Vancouver, Canada – October 22, 2024 – LQWD Technologies Corp. (TSXV: LQWD, OTCQX: LQWDF) (“LQWD” or the “Company”) is pleased to announce that due to demand LQWD will increase its previously announced non-brokered private placement to aggregate gross proceeds of up to $3,740,000 (the “Private Placement”), which was previously announced on September 27, 2024, and October 9, 2024.
Under the fully subscribed first tranche of the Private Placement, which closed on October 9, 2024, the Company issued an aggregate of 3,200,000 units of the Company at a price of $0.70 per unit to raise gross proceeds of $2,240,000. A second and final tranche of the Private Placement of up to an additional 2,307,692 units at a price of $0.65 per unit for proceeds of up to $1,500,000, remains open and is expected to close in November 2024.
Each $0.65 unit will consist of one common share of the Company and one-half of one common share purchase warrant. Each full warrant is exercisable into one common share at an exercise price of $0.90 per share at any time up to 18 months following the closing date of the Private Placement. If the volume weighted average trading price of the common shares on the TSX Venture Exchange (“TSXV”) is equal to or greater than $1.25 for a period of 20 consecutive trading days, the Company will have the right to accelerate the expiry date of the warrants by giving written notice that the warrants will expire on the date that is not less than 10 days from the date notice is provided by the Company to the warrant holder.
The common shares and warrants from the Private Placement are subject to a 4 month hold period before becoming free trading.
The net proceeds from the Private Placement will be used for, but are not limited to, continuing to expand LQWD’s Lightning Network business, which includes purchasing Bitcoin and expanding the developer team in accordance with the Company’s business strategy, and for general working capital purposes.

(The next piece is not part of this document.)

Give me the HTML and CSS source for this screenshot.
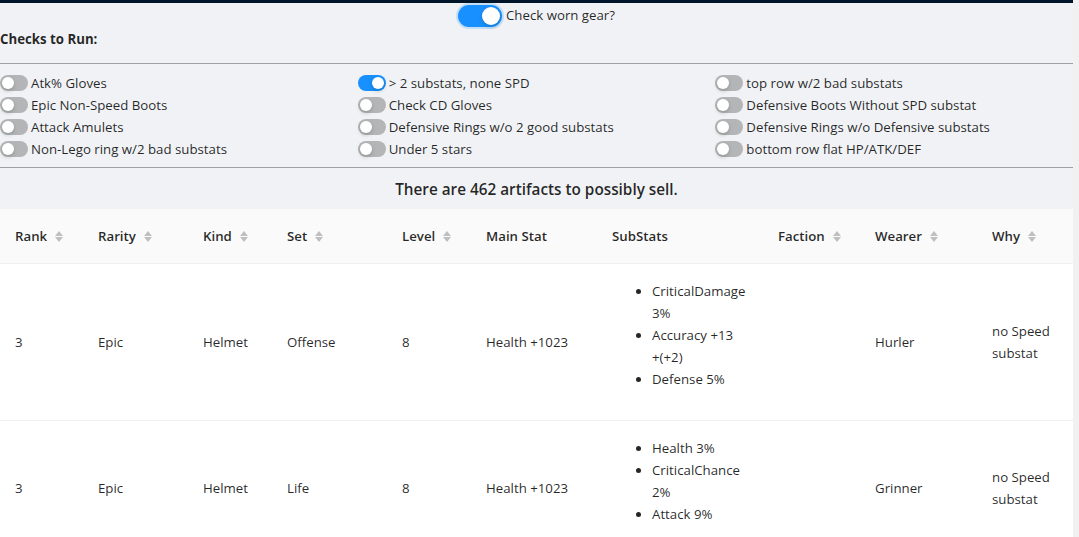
FILE: index.html
```html
<!DOCTYPE html>
<html lang="en">
<head>
<meta charset="utf-8">
<title>Artifacts to sell</title>
<link rel="stylesheet" href="styles.css">
</head>
<body>
<div class="page">
  <div class="topbar"></div>
  <div class="worn">
    <span class="switch switch-lg on"><span class="knob"></span></span>
    <span class="worn-label">Check worn gear?</span>
  </div>
  <div class="title">Checks to Run:</div>
  <hr class="rule rule-a">
  <div class="checks">
    <label class="check"><span class="switch"><span class="knob"></span></span><span>Atk% Gloves</span></label>
    <label class="check"><span class="switch"><span class="knob"></span></span><span>Epic Non-Speed Boots</span></label>
    <label class="check"><span class="switch"><span class="knob"></span></span><span>Attack Amulets</span></label>
    <label class="check"><span class="switch"><span class="knob"></span></span><span>Non-Lego ring w/2 bad substats</span></label>
    <label class="check"><span class="switch on"><span class="knob"></span></span><span>&gt; 2 substats, none SPD</span></label>
    <label class="check"><span class="switch"><span class="knob"></span></span><span>Check CD Gloves</span></label>
    <label class="check"><span class="switch"><span class="knob"></span></span><span>Defensive Rings w/o 2 good substats</span></label>
    <label class="check"><span class="switch"><span class="knob"></span></span><span>Under 5 stars</span></label>
    <label class="check"><span class="switch"><span class="knob"></span></span><span>top row w/2 bad substats</span></label>
    <label class="check"><span class="switch"><span class="knob"></span></span><span>Defensive Boots Without SPD substat</span></label>
    <label class="check"><span class="switch"><span class="knob"></span></span><span>Defensive Rings w/o Defensive substats</span></label>
    <label class="check"><span class="switch"><span class="knob"></span></span><span>bottom row flat HP/ATK/DEF</span></label>
  </div>
  <hr class="rule rule-b">
  <div class="msg">There are 462 artifacts to possibly sell.</div>
  <table class="grid">
    <colgroup>
      <col class="c-rank"><col class="c-rarity"><col class="c-kind"><col class="c-set"><col class="c-level">
      <col class="c-main"><col class="c-subs"><col class="c-faction"><col class="c-wearer"><col class="c-why">
    </colgroup>
    <thead>
      <tr>
        <th><span class="th">Rank<span class="sorter"><i class="up"></i><i class="down"></i></span></span></th>
        <th><span class="th">Rarity<span class="sorter"><i class="up"></i><i class="down"></i></span></span></th>
        <th><span class="th">Kind<span class="sorter"><i class="up"></i><i class="down"></i></span></span></th>
        <th><span class="th">Set<span class="sorter"><i class="up"></i><i class="down"></i></span></span></th>
        <th><span class="th">Level<span class="sorter"><i class="up"></i><i class="down"></i></span></span></th>
        <th><span class="th">Main Stat</span></th>
        <th><span class="th">SubStats</span></th>
        <th><span class="th">Faction<span class="sorter"><i class="up"></i><i class="down"></i></span></span></th>
        <th><span class="th">Wearer<span class="sorter"><i class="up"></i><i class="down"></i></span></span></th>
        <th><span class="th">Why<span class="sorter"><i class="up"></i><i class="down"></i></span></span></th>
      </tr>
    </thead>
    <tbody>
      <tr>
        <td>3</td><td>Epic</td><td>Helmet</td><td>Offense</td><td>8</td><td>Health +1023</td>
        <td><ul class="subs"><li>CriticalDamage 3%</li><li>Accuracy +13 <span class="nw">+(+2)</span></li><li>Defense 5%</li></ul></td>
        <td></td><td>Hurler</td><td>no Speed substat</td>
      </tr>
      <tr>
        <td>3</td><td>Epic</td><td>Helmet</td><td>Life</td><td>8</td><td>Health +1023</td>
        <td><ul class="subs"><li>Health 3%</li><li>CriticalChance 2%</li><li>Attack 9%</li></ul></td>
        <td></td><td>Grinner</td><td>no Speed substat</td>
      </tr>
    </tbody>
  </table>
</div>
</body>
</html>
```
FILE: styles.css
```css
html {
  background: #f1f1f1;
}
body {
  margin: 0;
  font-family: "Open Sans", "Noto Sans", "Liberation Sans", sans-serif;
  font-size: 13.25px;
  line-height: 22px;
  color: rgba(0, 0, 0, 0.85);
}
.page {
  width: 1073px;
  background: #f0f2f5;
  min-height: 537px;
}
.topbar {
  height: 3px;
  background: #001529;
}
.worn {
  display: flex;
  justify-content: center;
  align-items: flex-start;
  gap: 4px;
  height: 25px;
  padding-top: 2px;
  box-sizing: border-box;
}
.worn-label {
  line-height: 20px;
}
.switch {
  position: relative;
  display: inline-block;
  flex: none;
  width: 28px;
  height: 16px;
  border-radius: 8px;
  background: rgba(0, 0, 0, 0.25);
}
.switch .knob {
  position: absolute;
  top: 2px;
  left: 2px;
  width: 12px;
  height: 12px;
  border-radius: 50%;
  background: #fff;
  box-shadow: 0 2px 4px rgba(0, 35, 11, 0.2);
}
.switch.on {
  background: #1890ff;
}
.switch.on .knob {
  left: 14px;
}
.switch-lg {
  width: 44px;
  height: 22px;
  border-radius: 11px;
  box-shadow: 0 0 0 2px rgba(24, 144, 255, 0.2);
}
.switch-lg .knob {
  width: 18px;
  height: 18px;
}
.switch-lg.on .knob {
  left: 24px;
}
.title {
  font-weight: 700;
  line-height: 22px;
}
.rule {
  border: 0;
  border-top: 1px solid #a0a0a0;
  margin: 0;
}
.rule-a {
  margin-top: 13px;
}
.checks {
  display: grid;
  grid-template-columns: repeat(3, 1fr);
  grid-template-rows: repeat(4, 22px);
  grid-auto-flow: column;
  margin-top: 8px;
}
.check {
  display: flex;
  align-items: center;
  gap: 3px;
  white-space: nowrap;
}
.rule-b {
  margin-top: 7px;
}
.msg {
  text-align: center;
  font-size: 15.3px;
  font-weight: 600;
  line-height: 24px;
  margin-top: 9px;
  margin-bottom: 8px;
}
.grid {
  width: 1073px;
  table-layout: fixed;
  border-collapse: collapse;
  background: #fff;
}
.c-rank { width: 82px; }
.c-rarity { width: 105px; }
.c-kind { width: 84px; }
.c-set { width: 115px; }
.c-level { width: 84px; }
.c-main { width: 126px; }
.c-subs { width: 166px; }
.c-faction { width: 97px; }
.c-wearer { width: 117px; }
.c-why { width: 97px; }
.grid th {
  background: #fafafa;
  text-align: left;
  font-weight: 600;
  padding: 16px 12px 16px 16px;
  border-bottom: 1px solid #f0f0f0;
  line-height: 22px;
}
.grid th:first-child,
.grid td:first-child {
  padding-left: 15px;
}
.th {
  display: inline-flex;
  align-items: center;
  gap: 8px;
}
.sorter {
  display: inline-flex;
  flex-direction: column;
  gap: 1px;
}
.sorter i {
  display: block;
  width: 0;
  height: 0;
  border-left: 4px solid transparent;
  border-right: 4px solid transparent;
}
.sorter .up {
  border-bottom: 5px solid #bfbfbf;
}
.sorter .down {
  border-top: 5px solid #bfbfbf;
}
.grid td {
  padding: 16px 12px 16px 16px;
  border-bottom: 1px solid #f0f0f0;
  vertical-align: middle;
  line-height: 22px;
}
.subs {
  margin: 0 0 14px;
  padding-left: 40px;
}
.nw {
  white-space: nowrap;
}
```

Completion of the Private Placement is subject to certain conditions including, but not limited to, the receipt of all necessary regulatory approvals, including acceptance of the TSX-V. It is anticipated that existing shareholders, directors, and management will be participating in the Private Placement. In connection with the Private Placement, the Company may pay a finder’s fee of up to 5% on the applicable portion of the Private Placement.
In connection with the $0.70 unit first tranche of the Private Placement, the warrants are also subject to acceleration provisions. If the 30 day volume weighted average trading price of the common shares on the TSX-V is greater than 10% above the applicable exercise price of the warrants and the 30 day average daily volume of the common shares on the TSX-V exceeds 5,000,000 common shares per day, then the Company may provide notice in writing to the holders of the warrants that the expiry date of the warrants will be accelerated in whole or in part, to a period which is 61 days following the date of such notice.
The Company also clarifies that 210K Capital, LP’s participation in the first tranche of the Private Placement by purchasing 3,200,000 units for an aggregate subscription price of $2,240,000 did not constitute a “related party transaction” for the Company within the meaning of Multilateral Instrument 61-101 – Protection of Minority Security Holders in Special Transactions.
About LQWD Technologies Corp.
LQWD Technologies Corp. is a leading provider of institutional-grade liquidity services for the Lightning Network. The Company’s mission is to enhance the global adoption of Bitcoin by providing reliable and scalable liquidity solutions that power the Lightning Network. LQWD operates a growing number of Lightning Network nodes worldwide, ensuring efficient and cost-effective Bitcoin transactions for businesses and individuals alike.
For further information:
Ashley Garnot, Director
Phone: 1.604.669.0912
Email: [email protected]
Website: www.lqwdtech.com
Twitter: @LQWDTech
Forward-Looking Statements
This release contains “forward-looking information” within the meaning of applicable securities laws relating to the Company’s business plans and the outlook of the Company’s industry. Although the Company believes, considering the experience of its officers and directors, current conditions and expected future developments and other factors that have been considered appropriate, that the expectations reflected in this forward-looking information are reasonable, undue reliance should not be placed on them because the Company can give no assurance that they will prove to be correct. Actual results and developments may differ materially from those contemplated by these statements. The statements in this press release are made as of the date of this release and the Company assumes no responsibility to update them or revise them to reflect new events or circumstances other than as required by applicable securities laws.
Neither the TSX Venture Exchange nor its Regulation Services Provider (as that term is defined in the policies of the TSX Venture Exchange) accepts responsibility for the adequacy or accuracy of this release.
This release shall not constitute an offer to sell or the solicitation of an offer to buy the Units, nor shall there be any sale of the Units in any jurisdiction in which such offer, solicitation or sale would be unlawful prior to the registration or qualification under the securities laws of any such jurisdiction. The Units being offered will not be, and have not been, registered under the United States Securities Act of 1933, as amended, and may not be offered or sold within the United States or to, or for the account or benefit of, a U.S. person.